=== Aim of the task ===
Check each line for the word "document" and give how many have it. Say nothing else.

=== Available data ===
....

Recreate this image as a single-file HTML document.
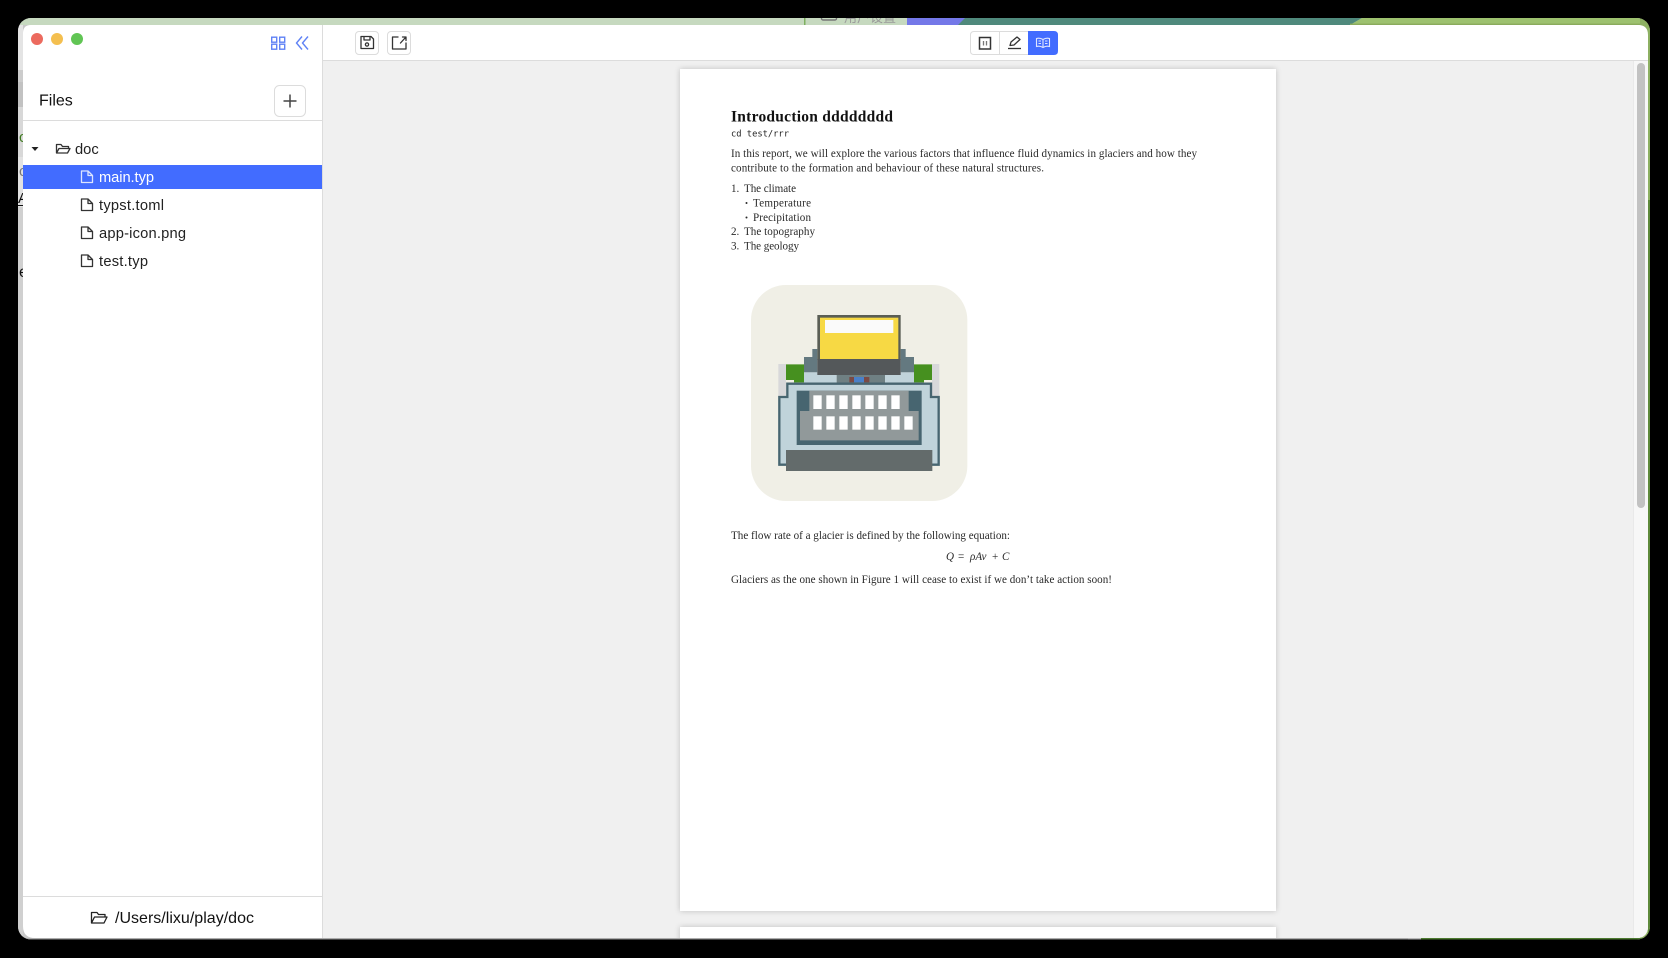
<!DOCTYPE html>
<html><head><meta charset="utf-8"><title>Typst editor</title>
<style>
html,body{margin:0;padding:0;background:#000;width:1668px;height:958px;overflow:hidden}
svg{display:block}
.s{font-family:"Liberation Sans",sans-serif;fill:#222}
.d{font-family:"Liberation Serif",serif;fill:#2a2a2a;font-size:11.1px}
.ic{fill:none;stroke:#333;stroke-width:1.3;stroke-linejoin:round;stroke-linecap:round}
</style></head><body>
<svg width="1668" height="958" viewBox="0 0 1668 958" xmlns="http://www.w3.org/2000/svg">
<defs>
<clipPath id="win"><rect x="18" y="18" width="1632" height="921.5" rx="13"/></clipPath>
<clipPath id="inner"><path d="M31 25H1638Q1648 25 1648 35V926Q1648 938 1636 938H35Q23 938 23 926V33Q23 25 31 25Z"/></clipPath>
<clipPath id="strip"><rect x="18" y="25" width="5" height="914"/></clipPath>
<clipPath id="topstrip"><rect x="18" y="18" width="1632" height="7"/></clipPath>
</defs>
<rect width="1668" height="958" fill="#000"/>
<g clip-path="url(#win)">
  <!-- background app edges -->
  <rect x="18" y="18" width="1632" height="922" fill="#c8c8c8"/>
  <rect x="18" y="18" width="890" height="7" fill="#c6d9bf"/>
  <rect x="907" y="18" width="60" height="7" fill="#7478e8"/>
  <path d="M958 25L965 18H1362L1350 25Z" fill="#4f897c"/>
  <path d="M1350 25L1362 18H1650V25Z" fill="#9dc16f"/>
  <rect x="1350" y="23.6" width="300" height="1.4" fill="#8aab5c"/>
  <rect x="1640" y="18" width="10" height="922" fill="#8db062"/>
  <rect x="1648" y="200" width="2" height="740" fill="#5f8a3c"/>
  <rect x="804" y="18" width="1.5" height="7" fill="#7db060"/>
  <g clip-path="url(#topstrip)">
    <rect x="821.5" y="8" width="15" height="12" rx="1.5" fill="none" stroke="#777" stroke-width="1.4"/>
    <text x="844" y="22" font-family="'Liberation Sans','Noto Sans CJK SC',sans-serif" font-size="13" fill="#999">用户设置</text>
  </g>
  <!-- left strip -->
  <rect x="18" y="25" width="5" height="45" fill="#e4e4e4"/>
  <rect x="18" y="70" width="5" height="12" fill="#cccccc"/>
  <rect x="18" y="82" width="5" height="25" fill="#c2c2c2"/>
  <rect x="18" y="107" width="5" height="50" fill="#d8d8d8"/>
  <rect x="18" y="157" width="5" height="50" fill="#e2e2e2"/>
  <rect x="18" y="207" width="5" height="733" fill="#d0d0d0"/>
  <g clip-path="url(#strip)">
    <text x="19" y="142" font-family="'Liberation Sans',sans-serif" font-size="15" fill="#3f7a20">c</text>
    <text x="19" y="176" font-family="'Liberation Sans',sans-serif" font-size="15" fill="#777">c</text>
    <text x="18" y="203" font-family="'Liberation Sans',sans-serif" font-size="15" fill="#111">A</text>
    <rect x="18" y="205" width="5" height="1" fill="#111"/>
    <text x="19" y="277" font-family="'Liberation Sans',sans-serif" font-size="16" fill="#111">e</text>
  </g>
  <rect x="18" y="938.5" width="1390" height="1.5" fill="#8f8f8f"/>
  <rect x="1408" y="938.500" width="13" height="1.500" fill="#a9a9a9"/>
  <rect x="1421" y="938" width="228" height="2" fill="#4d7a30"/>
</g>

<g clip-path="url(#inner)">
  <rect x="23" y="25" width="1625" height="914" fill="#fff"/>
  <!-- main -->
  <rect x="323" y="61" width="1326" height="878" fill="#f0f0f0"/>
  <rect x="322" y="25" width="1" height="914" fill="#dcdcdc"/>
  <rect x="323" y="60" width="1326" height="1" fill="#dcdcdc"/>
  <!-- scrollbar -->
  <rect x="1633" y="61" width="15" height="878" fill="#f7f7f7"/>
  <rect x="1633" y="61" width="1" height="878" fill="#e9e9e9"/>
  <rect x="1637" y="63" width="8" height="445" rx="4" fill="#c2c2c2"/>
  <!-- sidebar lines -->
  <rect x="23" y="120" width="299" height="1" fill="#dcdcdc"/>
  <rect x="23" y="896" width="299" height="1" fill="#dcdcdc"/>
  <rect x="23" y="165" width="299" height="24" fill="#426cff"/>

  <!-- pages -->
  <g style="filter:drop-shadow(0 0 3px rgba(0,0,0,.2))">
    <rect x="680" y="69" width="596" height="842" fill="#fff"/>
    <rect x="680" y="927" width="596" height="30" fill="#fff"/>
  </g>
</g>

<!-- traffic lights -->
<circle cx="37" cy="39" r="6" fill="#ec6a5e"/>
<circle cx="57" cy="39" r="6" fill="#f4bf4f"/>
<circle cx="77" cy="39" r="6" fill="#61c554"/>

<!-- sidebar top icons -->
<g fill="none" stroke="#5f82f5" stroke-width="1.4">
  <rect x="271.700" y="37.200" width="5" height="5"/><rect x="279.700" y="37.200" width="5" height="5"/>
  <rect x="271.700" y="44.200" width="5" height="5"/><rect x="279.700" y="44.200" width="5" height="5"/>
  <path d="M302 36.500L296.500 43L302 49.500M308 36.500L302.500 43L308 49.500"/>
</g>

<text class="s" x="39" y="105.500" font-size="16" style="fill:#111">Files</text>
<rect x="274.500" y="85.500" width="31" height="31" rx="5" fill="#fff" stroke="#dcdcdc"/>
<path d="M290 94.500V107.500M283.500 101H296.500" stroke="#444" stroke-width="1.500" fill="none"/>

<!-- tree -->
<path d="M31.500 147H38.500L35 151Z" fill="#222"/>
<path class="ic" d="M56.500 153V144.500H61L62.500 146.500H68.500V148.500M56.500 153L59 148.500H70L67.500 153Z"/>
<text class="s" x="75" y="154" font-size="14.700">doc</text>

<g fill="none" stroke-width="1.300" stroke-linejoin="round">
  <path d="M81.500 171H88L92.500 175.500V182.500H81.500Z M88 171V175.500H92.500" stroke="#dce4ff"/>
  <path d="M81.500 199H88L92.500 203.500V210.500H81.500Z M88 199V203.500H92.500" stroke="#333"/>
  <path d="M81.500 227H88L92.500 231.500V238.500H81.500Z M88 227V231.500H92.500" stroke="#333"/>
  <path d="M81.500 255H88L92.500 259.500V266.500H81.500Z M88 255V259.500H92.500" stroke="#333"/>
</g>
<text class="s" x="99" y="182" font-size="14.700" textLength="55" style="fill:#fff;font-weight:500">main.typ</text>
<text class="s" x="99" y="210" font-size="14.700" textLength="65">typst.toml</text>
<text class="s" x="99" y="238" font-size="14.700" textLength="87">app-icon.png</text>
<text class="s" x="99" y="266" font-size="14.700" textLength="49">test.typ</text>

<!-- footer -->
<path class="ic" d="M91.500 923V912.500H97L98.500 914.500H105V917M91.500 923L94.500 917H107L104 923Z" style="stroke:#222"/>
<text class="s" x="115" y="923" font-size="16" textLength="139" style="fill:#111">/Users/lixu/play/doc</text>

<!-- toolbar buttons -->
<rect x="355.500" y="31.500" width="23" height="23" rx="3.500" fill="#fff" stroke="#dcdcdc"/>
<rect x="387.500" y="31.500" width="23" height="23" rx="3.500" fill="#fff" stroke="#dcdcdc"/>
<path class="ic" d="M361 36.500H371L373.500 39V48.500H361Z M364 36.500V40H370V36.500"/>
<circle cx="367" cy="44.500" r="1.600" class="ic"/>
<path class="ic" d="M398 37H392.500V49H406V43M400.500 43L405.500 37.500M402.500 37H406V40.500"/>

<!-- segmented -->
<path d="M974 31.500H1028.500V54.500H974Q970.500 54.500 970.500 51V35Q970.500 31.500 974 31.500Z" fill="#fff" stroke="#dcdcdc"/>
<path d="M1028 31H1054Q1058 31 1058 35V51Q1058 55 1054 55H1028Z" fill="#426cff"/>
<rect x="999" y="31.500" width="1" height="23" fill="#dcdcdc"/>
<rect x="979.500" y="37.500" width="11" height="11.500" fill="none" stroke="#333" stroke-width="1.500"/>
<path d="M983.500 41V45.500M986.500 41V45.500" stroke="#777" stroke-width="1.300"/>
<path class="ic" d="M1010 45.500L1011 42L1017 37L1020 39.500L1014 45L1010 45.500Z"/>
<path d="M1008 48.500H1021" stroke="#333" stroke-width="1.300"/>
<path d="M1043 39.500C1041 38.300 1038.500 38 1036.500 38.500V46.500C1038.500 46 1041 46.300 1043 47.500C1045 46.300 1047.500 46 1049.500 46.500V38.500C1047.500 38 1045 38.300 1043 39.500ZM1043 39.500V47.500M1038.500 41H1041M1038.500 43.500H1041M1045 41H1047.500M1045 43.500H1047.500" fill="none" stroke="#dfe6ff" stroke-width="1.100"/>

<!-- document -->
<g style="filter:blur(.3px)">
  <text x="731" y="121.500" font-family="'Liberation Serif',serif" font-weight="bold" font-size="15.500" fill="#111" textLength="162">Introduction dddddddd</text>
  <text x="731" y="136.500" font-family="'DejaVu Sans Mono',monospace" font-size="8.800" fill="#222" textLength="58">cd test/rrr</text>
  <text class="d" x="731" y="157" textLength="466">In this report, we will explore the various factors that influence fluid dynamics in glaciers and how they</text>
  <text class="d" x="731" y="171.500" textLength="313">contribute to the formation and behaviour of these natural structures.</text>
  <text class="d" x="731" y="192">1.</text><text class="d" x="744" y="192" textLength="52">The climate</text>
  <circle cx="746.500" cy="203" r="1" fill="#2a2a2a"/><text class="d" x="753" y="206.500" textLength="58">Temperature</text>
  <circle cx="746.500" cy="217.500" r="1" fill="#2a2a2a"/><text class="d" x="753" y="221" textLength="58">Precipitation</text>
  <text class="d" x="731" y="235">2.</text><text class="d" x="744" y="235" textLength="71">The topography</text>
  <text class="d" x="731" y="249.500">3.</text><text class="d" x="744" y="249.500" textLength="55">The geology</text>
  <text class="d" x="731" y="539" textLength="279">The flow rate of a glacier is defined by the following equation:</text>
  <text class="d" x="946" y="560" font-style="italic">Q</text>
  <text class="d" x="958" y="560">=</text>
  <text class="d" x="970" y="560" font-style="italic">ρAv</text>
  <text class="d" x="992" y="560">+</text>
  <text class="d" x="1002" y="560" font-style="italic">C</text>
  <text class="d" x="731" y="583" textLength="381">Glaciers as the one shown in Figure 1 will cease to exist if we don’t take action soon!</text>
</g>

<!-- typewriter image, coordinates are 3× -->
<svg x="740" y="275" width="250" height="240" viewBox="0 0 750 720">
  <rect x="33" y="30" width="649" height="648" rx="105" fill="#f0efe6"/>
  <rect x="115" y="267" width="23" height="98" fill="#d8d8da"/>
  <rect x="576" y="267" width="22" height="98" fill="#d8d8da"/>
  <path d="M138 268H192V322H162V315H138Z" fill="#46901f"/>
  <path d="M576 268H522V322H552V315H576Z" fill="#46901f"/>
  <path d="M217 222H232V292H192V246H217Z" fill="#647980"/>
  <path d="M497 222H482V292H522V246H497Z" fill="#647980"/>
  <rect x="192" y="292" width="98" height="32" fill="#c0d3da"/>
  <rect x="435" y="292" width="87" height="32" fill="#c0d3da"/>
  <rect x="290" y="298" width="145" height="26" fill="#6f8083"/>
  <rect x="328" y="306" width="14" height="16" fill="#7a4a45"/>
  <rect x="342" y="306" width="30" height="16" fill="#4a80c8"/>
  <rect x="372" y="306" width="16" height="16" fill="#7a4a45"/>
  <rect x="232" y="120" width="250" height="135" fill="#5a5e55"/>
  <rect x="240" y="128" width="235" height="124" fill="#f7d944"/>
  <rect x="255" y="135" width="205" height="39" fill="#fafafa"/>
  <rect x="232" y="252" width="250" height="48" fill="#54585a"/>
  <path d="M118 569V366H142V326H573V366H596V569Z" fill="#c0d3da" stroke="#476570" stroke-width="7"/>
  <rect x="170" y="347" width="375" height="163" fill="#476570"/>
  <path d="M208 347H506V408H536V496H180V408H208Z" fill="#91999a"/>
  <g fill="#fff">
    <rect x="220" y="361" width="25" height="41"/><rect x="259" y="361" width="25" height="41"/><rect x="298" y="361" width="25" height="41"/><rect x="337" y="361" width="25" height="41"/><rect x="376" y="361" width="25" height="41"/><rect x="415" y="361" width="25" height="41"/><rect x="454" y="361" width="25" height="41"/>
    <rect x="220" y="424" width="25" height="40"/><rect x="259" y="424" width="25" height="40"/><rect x="298" y="424" width="25" height="40"/><rect x="337" y="424" width="25" height="40"/><rect x="376" y="424" width="25" height="40"/><rect x="415" y="424" width="25" height="40"/><rect x="454" y="424" width="25" height="40"/><rect x="493" y="424" width="25" height="40"/>
  </g>
  <rect x="138" y="525" width="439" height="63" fill="#636b6b"/>
</svg>
</svg>
</body></html>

....

=== Full output ===
2